Okay, just so you know, I laughed so hard when I read this post that I nearly wet myself. Jesus. How have I not stumbled onto your blog before? What is my life? This is depravity!

Wizard SIDS. *SNORT* I'm okay, I swear.

Also, this post made me think of this video;
http://www.youtube.com/watch?v=RCpHS6ip-5c
You should watch it, or something. Accio popcorn.

Ellie said...

'Yer a lizard'... Okay, I have to use that in a blog post, like, YESTERDAY. It'll keep me chortling through the rest of today, DESPITE my shivering and general lack of feeling in all extremities.

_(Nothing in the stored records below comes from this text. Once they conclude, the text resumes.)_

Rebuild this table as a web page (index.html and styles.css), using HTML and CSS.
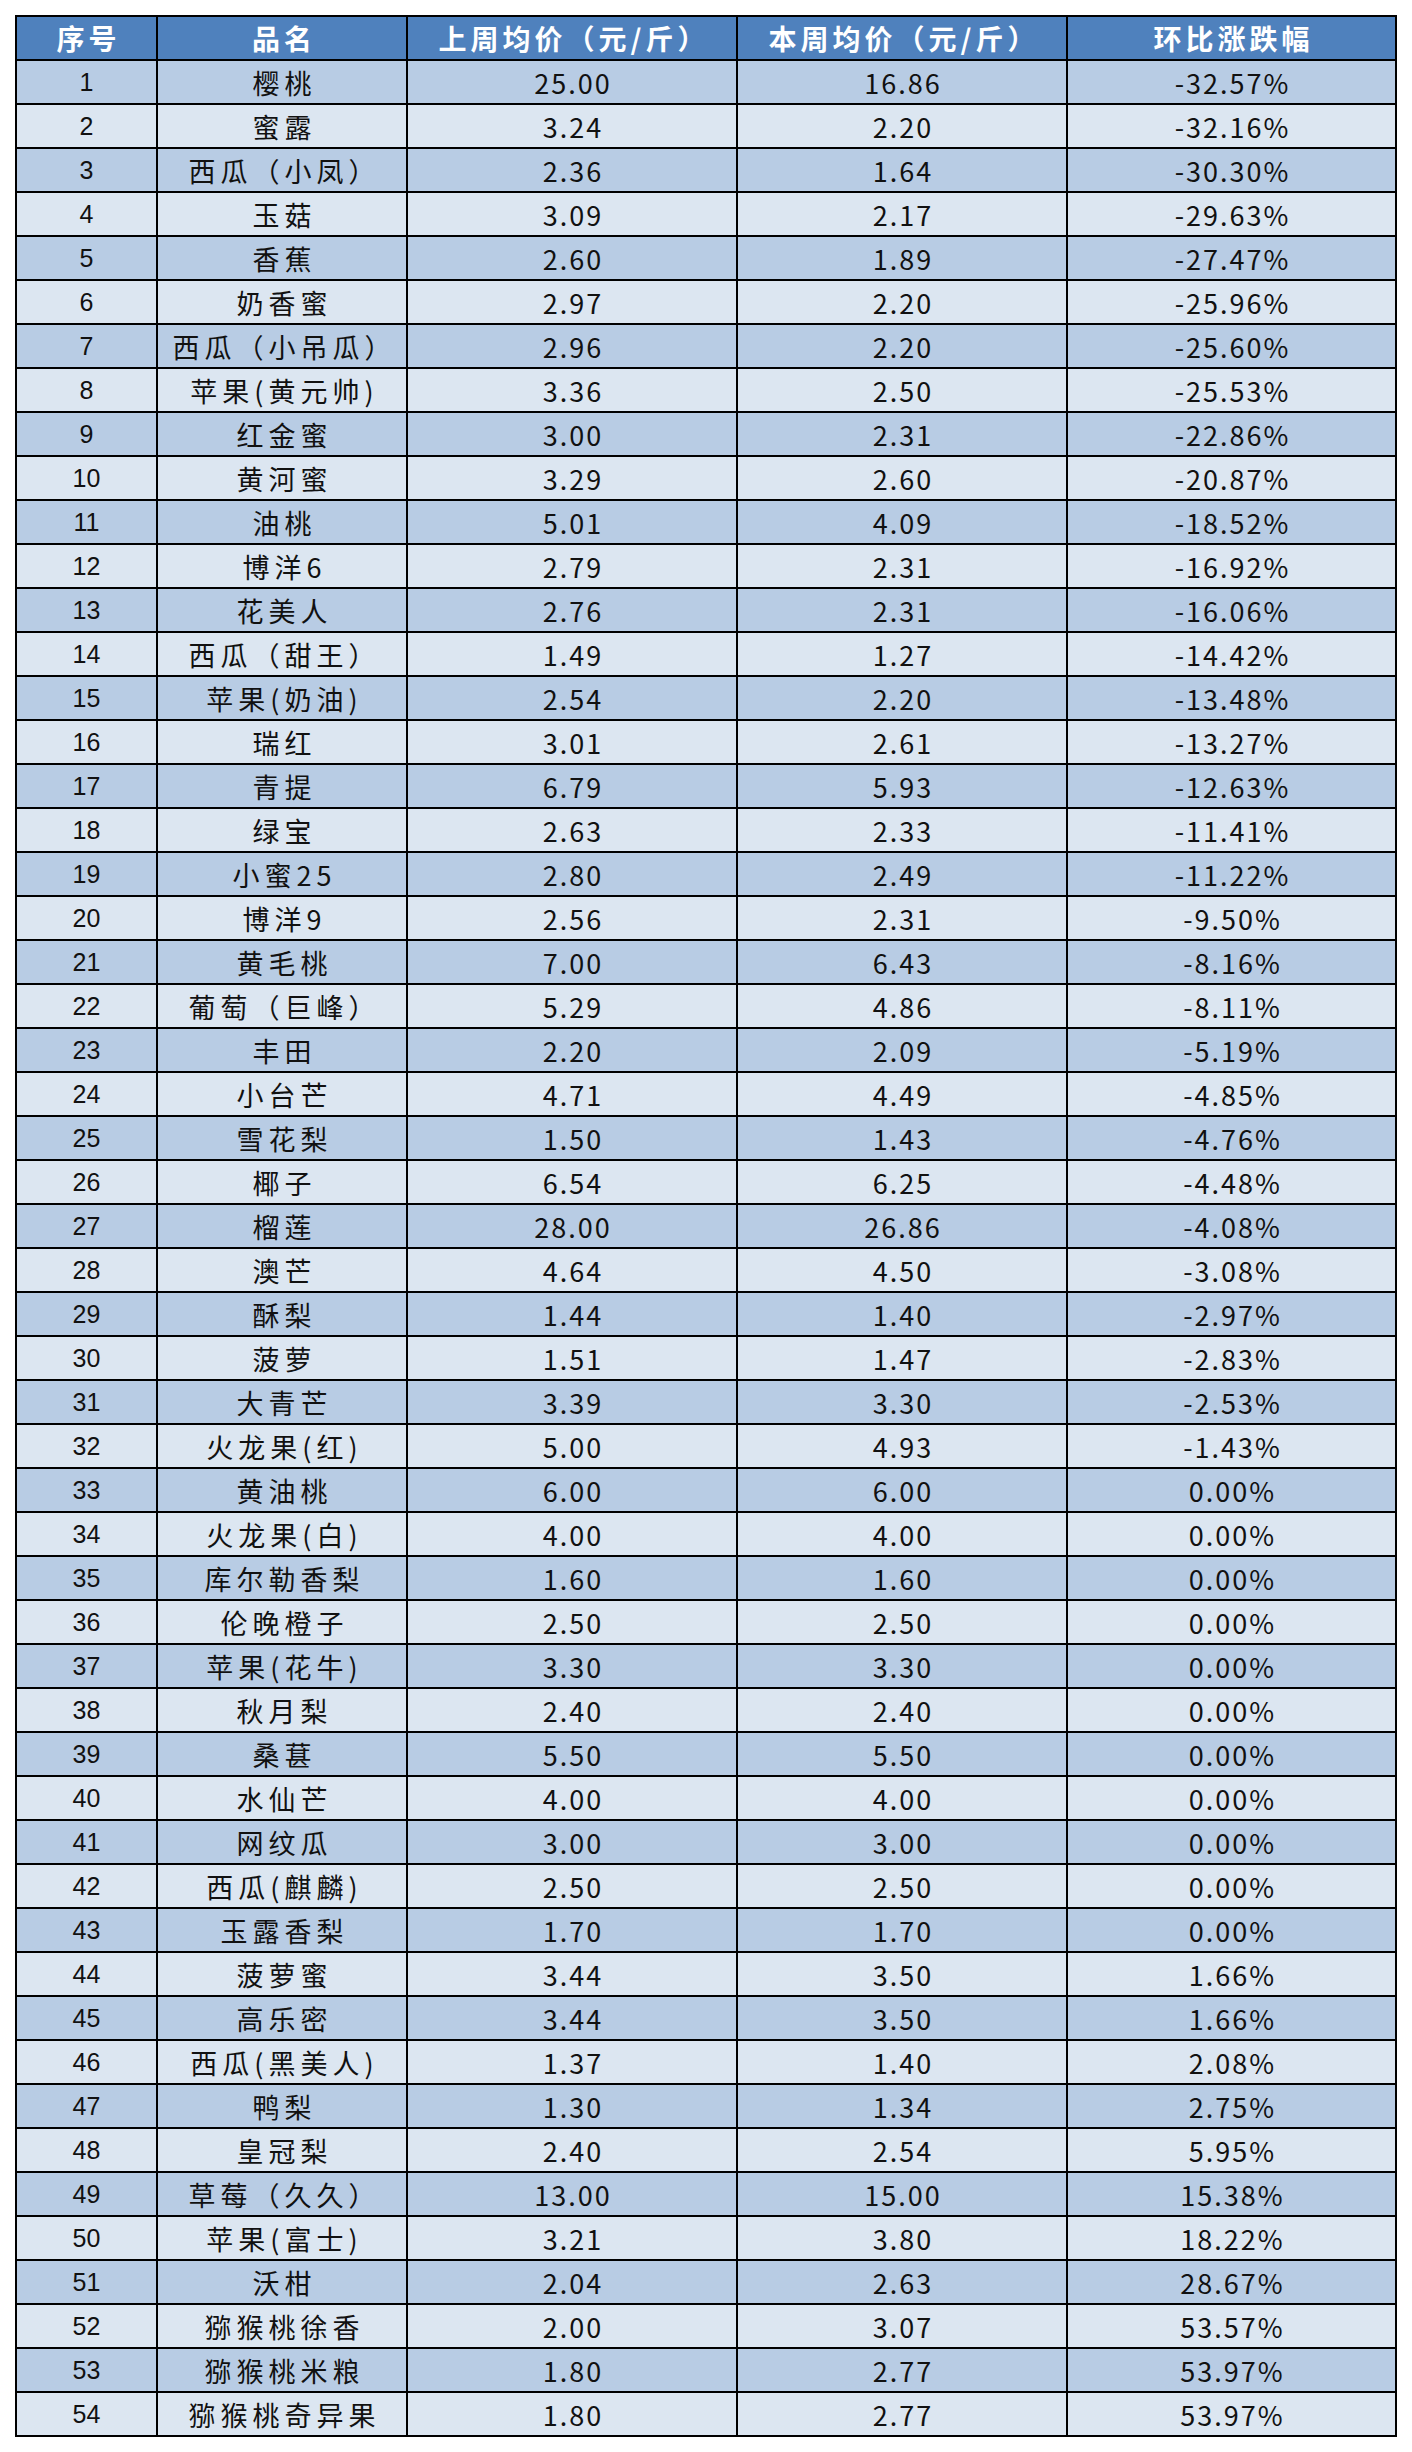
FILE: index.html
```html
<!DOCTYPE html>
<html lang="zh-CN">
<head>
<meta charset="utf-8">
<title>水果价格周环比</title>
<link rel="stylesheet" href="styles.css">
</head>
<body>
<table class="price-table">
<thead>
<tr>
<th class="c-no">序号</th>
<th class="c-name">品名</th>
<th class="c-prev">上周均价（元/斤）</th>
<th class="c-cur">本周均价（元/斤）</th>
<th class="c-chg">环比涨跌幅</th>
</tr>
</thead>
<tbody>
<tr><td class="no">1</td><td class="name">樱桃</td><td class="num">25.00</td><td class="num">16.86</td><td class="num">-32.57%</td></tr>
<tr><td class="no">2</td><td class="name">蜜露</td><td class="num">3.24</td><td class="num">2.20</td><td class="num">-32.16%</td></tr>
<tr><td class="no">3</td><td class="name">西瓜（小凤）</td><td class="num">2.36</td><td class="num">1.64</td><td class="num">-30.30%</td></tr>
<tr><td class="no">4</td><td class="name">玉菇</td><td class="num">3.09</td><td class="num">2.17</td><td class="num">-29.63%</td></tr>
<tr><td class="no">5</td><td class="name">香蕉</td><td class="num">2.60</td><td class="num">1.89</td><td class="num">-27.47%</td></tr>
<tr><td class="no">6</td><td class="name">奶香蜜</td><td class="num">2.97</td><td class="num">2.20</td><td class="num">-25.96%</td></tr>
<tr><td class="no">7</td><td class="name">西瓜（小吊瓜）</td><td class="num">2.96</td><td class="num">2.20</td><td class="num">-25.60%</td></tr>
<tr><td class="no">8</td><td class="name">苹果(黄元帅)</td><td class="num">3.36</td><td class="num">2.50</td><td class="num">-25.53%</td></tr>
<tr><td class="no">9</td><td class="name">红金蜜</td><td class="num">3.00</td><td class="num">2.31</td><td class="num">-22.86%</td></tr>
<tr><td class="no">10</td><td class="name">黄河蜜</td><td class="num">3.29</td><td class="num">2.60</td><td class="num">-20.87%</td></tr>
<tr><td class="no">11</td><td class="name">油桃</td><td class="num">5.01</td><td class="num">4.09</td><td class="num">-18.52%</td></tr>
<tr><td class="no">12</td><td class="name">博洋6</td><td class="num">2.79</td><td class="num">2.31</td><td class="num">-16.92%</td></tr>
<tr><td class="no">13</td><td class="name">花美人</td><td class="num">2.76</td><td class="num">2.31</td><td class="num">-16.06%</td></tr>
<tr><td class="no">14</td><td class="name">西瓜（甜王）</td><td class="num">1.49</td><td class="num">1.27</td><td class="num">-14.42%</td></tr>
<tr><td class="no">15</td><td class="name">苹果(奶油)</td><td class="num">2.54</td><td class="num">2.20</td><td class="num">-13.48%</td></tr>
<tr><td class="no">16</td><td class="name">瑞红</td><td class="num">3.01</td><td class="num">2.61</td><td class="num">-13.27%</td></tr>
<tr><td class="no">17</td><td class="name">青提</td><td class="num">6.79</td><td class="num">5.93</td><td class="num">-12.63%</td></tr>
<tr><td class="no">18</td><td class="name">绿宝</td><td class="num">2.63</td><td class="num">2.33</td><td class="num">-11.41%</td></tr>
<tr><td class="no">19</td><td class="name">小蜜25</td><td class="num">2.80</td><td class="num">2.49</td><td class="num">-11.22%</td></tr>
<tr><td class="no">20</td><td class="name">博洋9</td><td class="num">2.56</td><td class="num">2.31</td><td class="num">-9.50%</td></tr>
<tr><td class="no">21</td><td class="name">黄毛桃</td><td class="num">7.00</td><td class="num">6.43</td><td class="num">-8.16%</td></tr>
<tr><td class="no">22</td><td class="name">葡萄（巨峰）</td><td class="num">5.29</td><td class="num">4.86</td><td class="num">-8.11%</td></tr>
<tr><td class="no">23</td><td class="name">丰田</td><td class="num">2.20</td><td class="num">2.09</td><td class="num">-5.19%</td></tr>
<tr><td class="no">24</td><td class="name">小台芒</td><td class="num">4.71</td><td class="num">4.49</td><td class="num">-4.85%</td></tr>
<tr><td class="no">25</td><td class="name">雪花梨</td><td class="num">1.50</td><td class="num">1.43</td><td class="num">-4.76%</td></tr>
<tr><td class="no">26</td><td class="name">椰子</td><td class="num">6.54</td><td class="num">6.25</td><td class="num">-4.48%</td></tr>
<tr><td class="no">27</td><td class="name">榴莲</td><td class="num">28.00</td><td class="num">26.86</td><td class="num">-4.08%</td></tr>
<tr><td class="no">28</td><td class="name">澳芒</td><td class="num">4.64</td><td class="num">4.50</td><td class="num">-3.08%</td></tr>
<tr><td class="no">29</td><td class="name">酥梨</td><td class="num">1.44</td><td class="num">1.40</td><td class="num">-2.97%</td></tr>
<tr><td class="no">30</td><td class="name">菠萝</td><td class="num">1.51</td><td class="num">1.47</td><td class="num">-2.83%</td></tr>
<tr><td class="no">31</td><td class="name">大青芒</td><td class="num">3.39</td><td class="num">3.30</td><td class="num">-2.53%</td></tr>
<tr><td class="no">32</td><td class="name">火龙果(红)</td><td class="num">5.00</td><td class="num">4.93</td><td class="num">-1.43%</td></tr>
<tr><td class="no">33</td><td class="name">黄油桃</td><td class="num">6.00</td><td class="num">6.00</td><td class="num">0.00%</td></tr>
<tr><td class="no">34</td><td class="name">火龙果(白)</td><td class="num">4.00</td><td class="num">4.00</td><td class="num">0.00%</td></tr>
<tr><td class="no">35</td><td class="name">库尔勒香梨</td><td class="num">1.60</td><td class="num">1.60</td><td class="num">0.00%</td></tr>
<tr><td class="no">36</td><td class="name">伦晚橙子</td><td class="num">2.50</td><td class="num">2.50</td><td class="num">0.00%</td></tr>
<tr><td class="no">37</td><td class="name">苹果(花牛)</td><td class="num">3.30</td><td class="num">3.30</td><td class="num">0.00%</td></tr>
<tr><td class="no">38</td><td class="name">秋月梨</td><td class="num">2.40</td><td class="num">2.40</td><td class="num">0.00%</td></tr>
<tr><td class="no">39</td><td class="name">桑葚</td><td class="num">5.50</td><td class="num">5.50</td><td class="num">0.00%</td></tr>
<tr><td class="no">40</td><td class="name">水仙芒</td><td class="num">4.00</td><td class="num">4.00</td><td class="num">0.00%</td></tr>
<tr><td class="no">41</td><td class="name">网纹瓜</td><td class="num">3.00</td><td class="num">3.00</td><td class="num">0.00%</td></tr>
<tr><td class="no">42</td><td class="name">西瓜(麒麟)</td><td class="num">2.50</td><td class="num">2.50</td><td class="num">0.00%</td></tr>
<tr><td class="no">43</td><td class="name">玉露香梨</td><td class="num">1.70</td><td class="num">1.70</td><td class="num">0.00%</td></tr>
<tr><td class="no">44</td><td class="name">菠萝蜜</td><td class="num">3.44</td><td class="num">3.50</td><td class="num">1.66%</td></tr>
<tr><td class="no">45</td><td class="name">高乐密</td><td class="num">3.44</td><td class="num">3.50</td><td class="num">1.66%</td></tr>
<tr><td class="no">46</td><td class="name">西瓜(黑美人)</td><td class="num">1.37</td><td class="num">1.40</td><td class="num">2.08%</td></tr>
<tr><td class="no">47</td><td class="name">鸭梨</td><td class="num">1.30</td><td class="num">1.34</td><td class="num">2.75%</td></tr>
<tr><td class="no">48</td><td class="name">皇冠梨</td><td class="num">2.40</td><td class="num">2.54</td><td class="num">5.95%</td></tr>
<tr><td class="no">49</td><td class="name">草莓（久久）</td><td class="num">13.00</td><td class="num">15.00</td><td class="num">15.38%</td></tr>
<tr><td class="no">50</td><td class="name">苹果(富士)</td><td class="num">3.21</td><td class="num">3.80</td><td class="num">18.22%</td></tr>
<tr><td class="no">51</td><td class="name">沃柑</td><td class="num">2.04</td><td class="num">2.63</td><td class="num">28.67%</td></tr>
<tr><td class="no">52</td><td class="name">猕猴桃徐香</td><td class="num">2.00</td><td class="num">3.07</td><td class="num">53.57%</td></tr>
<tr><td class="no">53</td><td class="name">猕猴桃米粮</td><td class="num">1.80</td><td class="num">2.77</td><td class="num">53.97%</td></tr>
<tr><td class="no">54</td><td class="name">猕猴桃奇异果</td><td class="num">1.80</td><td class="num">2.77</td><td class="num">53.97%</td></tr>
</tbody>
</table>
</body>
</html>
```
FILE: styles.css
```css
html, body {
  margin: 0;
  padding: 0;
  background: #ffffff;
}

body {
  padding: 15px 0 0 15px;
  font-family: "Noto Sans CJK SC", "Noto Sans", sans-serif;
}

.price-table {
  border-collapse: separate;
  border-spacing: 0;
  table-layout: fixed;
  width: 1382px;
  border-left: 2px solid #000;
  border-top: 2px solid #000;
}

.price-table th,
.price-table td {
  box-sizing: border-box;
  height: 44px;
  padding: 0;
  border-right: 2px solid #000;
  border-bottom: 2px solid #000;
  text-align: center;
  vertical-align: middle;
  line-height: 1;
  white-space: nowrap;
  color: #111;
}

.c-no { width: 141px; }
.c-name { width: 250px; }
.c-prev { width: 330px; }
.c-cur { width: 330px; }
.c-chg { width: 329px; }

.price-table th {
  background: #4f81bd;
  color: #ffffff;
  font-family: "Noto Sans CJK SC", sans-serif;
  font-weight: 700;
  font-size: 28px;
  letter-spacing: 4px;
  text-indent: 4px;
}

.price-table tbody tr:nth-child(odd) td {
  background: #b8cce4;
}

.price-table tbody tr:nth-child(even) td {
  background: #dce6f1;
}

.no {
  font-family: "Liberation Sans", Arial, sans-serif;
  font-size: 25px;
}

.name {
  font-family: "Noto Sans CJK SC", sans-serif;
  font-size: 27px;
  letter-spacing: 5px;
  text-indent: 5px;
}

.num {
  font-family: "Noto Sans CJK SC", sans-serif;
  font-size: 27px;
  letter-spacing: 2px;
  text-indent: 2px;
}
```
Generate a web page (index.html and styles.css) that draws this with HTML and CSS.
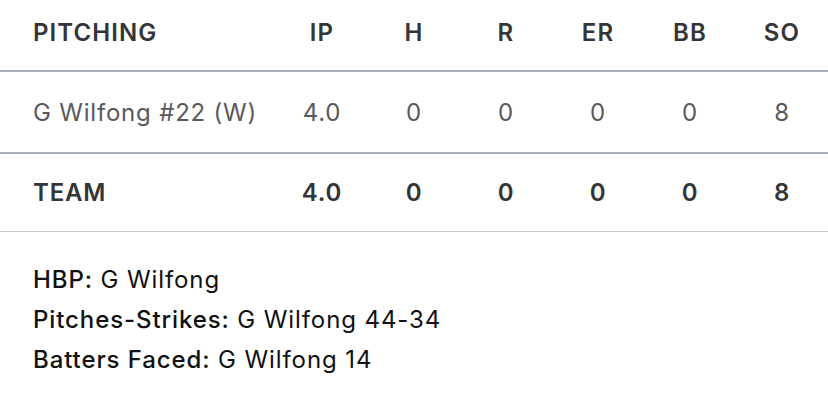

Actually it reminds me a bit of that Loki cartoon "I am Loki, of Asgard, and I am burdened with glorious porpoise." *snorts* :)

LBC said...

I was reading the book out loud to my dog the other day (yep, I'm pretty cool), and I noticed that when I read the Hagrid parts, I can't help at all putting on a very thick, very bad accent. I kind of accent Harry too, but not the others. Not sure why, or really even what it has to do with your post EXCEPT that I was reminded of the accent by the lizard gif.

Jessica Howard said...

I've gotta start using more GIFs. Love the Snape one!

Ellie said...

OMG, LBC - I do that too! Only I feel a bit embarrassed if the cat's in the room with me, for some reason. But I read sort-of aloud, and dread the day that I don't spot my sister or mum come in when I'm mid-(bad) Hagrid or precocious Hermione or right in the middle of a dramatic moment at the end of the book or something. OH THE SHAME.